*SET TASK*: Please report every line from the material that contains the word "styled".

Start INFORMATION SHOWN

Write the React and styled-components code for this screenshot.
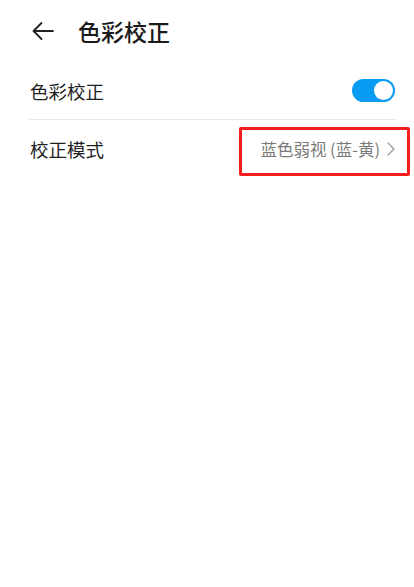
import React, { useState } from 'react'
import styled, { createGlobalStyle } from 'styled-components'

const GlobalStyle = createGlobalStyle`
  body {
    margin: 0;
    background: #fff;
    font-family: "Noto Sans CJK SC", "Noto Sans", sans-serif;
  }
`

const Page = styled.div`
  width: 414px;
  min-height: 587px;
  background: #fff;
`

const Header = styled.div`
  display: flex;
  align-items: center;
  height: 62px;
  padding: 0 32px;
  gap: 24px;
`

const BackButton = styled.button`
  display: flex;
  align-items: center;
  padding: 0;
  border: none;
  background: none;
  width: 22px;
  height: 18px;
`

const Title = styled.h1`
  margin: 0;
  font-size: 23px;
  font-weight: 500;
  color: #1b1b1b;
`

const List = styled.div`
  margin: 0 17px 0 29px;
`

const Row = styled.div`
  display: flex;
  align-items: center;
  justify-content: space-between;
  height: 57px;
  padding: 0 2px 0 1px;
  border-bottom: ${p => (p.divider ? '1px solid #e8e8e8' : 'none')};
`

const Label = styled.span`
  font-size: 18.5px;
  color: #1f1f1f;
`

const Toggle = styled.button`
  position: relative;
  width: 43px;
  height: 23px;
  padding: 0;
  border: none;
  border-radius: 12px;
  background: ${p => (p.on ? '#0a9cf3' : '#d0d0d0')};
  &::after {
    content: '';
    position: absolute;
    top: 2px;
    left: ${p => (p.on ? '22px' : '2px')};
    width: 19px;
    height: 19px;
    border-radius: 50%;
    background: #fff;
  }
`

const Value = styled.div`
  position: relative;
  display: flex;
  align-items: center;
  gap: 7px;
  font-size: 16.5px;
  color: #7a7a7a;
`

const Highlight = styled.span`
  position: absolute;
  left: -21px;
  right: -15px;
  top: -10px;
  bottom: -15px;
  border: 3px solid #f51d1d;
  border-radius: 2px;
  pointer-events: none;
`

export default function App() {
  const [on, setOn] = useState(true)
  return (
    <Page>
      <GlobalStyle />
      <Header>
        <BackButton>
          <svg width="22" height="18" viewBox="0 0 22 18" fill="none" stroke="#222" strokeWidth="1.8" strokeLinecap="round" strokeLinejoin="round">
            <path d="M21 9H1.5M9.5 1L1.5 9l8 8" />
          </svg>
        </BackButton>
        <Title>色彩校正</Title>
      </Header>
      <List>
        <Row divider>
          <Label>色彩校正</Label>
          <Toggle on={on} onClick={() => setOn(!on)} />
        </Row>
        <Row>
          <Label>校正模式</Label>
          <Value>
            <span>蓝色弱视 (蓝-黄)</span>
            <svg width="8" height="14" viewBox="0 0 8 14" fill="none" stroke="#9a9a9a" strokeWidth="1.3" strokeLinecap="round" strokeLinejoin="round">
              <path d="M1 1l6 6-6 6" />
            </svg>
            <Highlight />
          </Value>
        </Row>
      </List>
    </Page>
  )
}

End INFORMATION SHOWN

*SOLUTION FOR THIS TASK*:
Write the React and styled-components code for this screenshot.
import styled, { createGlobalStyle } from 'styled-components'
const Page = styled.div`
const Header = styled.div`
const BackButton = styled.button`
const Title = styled.h1`
const List = styled.div`
const Row = styled.div`
const Label = styled.span`
const Toggle = styled.button`
const Value = styled.div`
const Highlight = styled.span`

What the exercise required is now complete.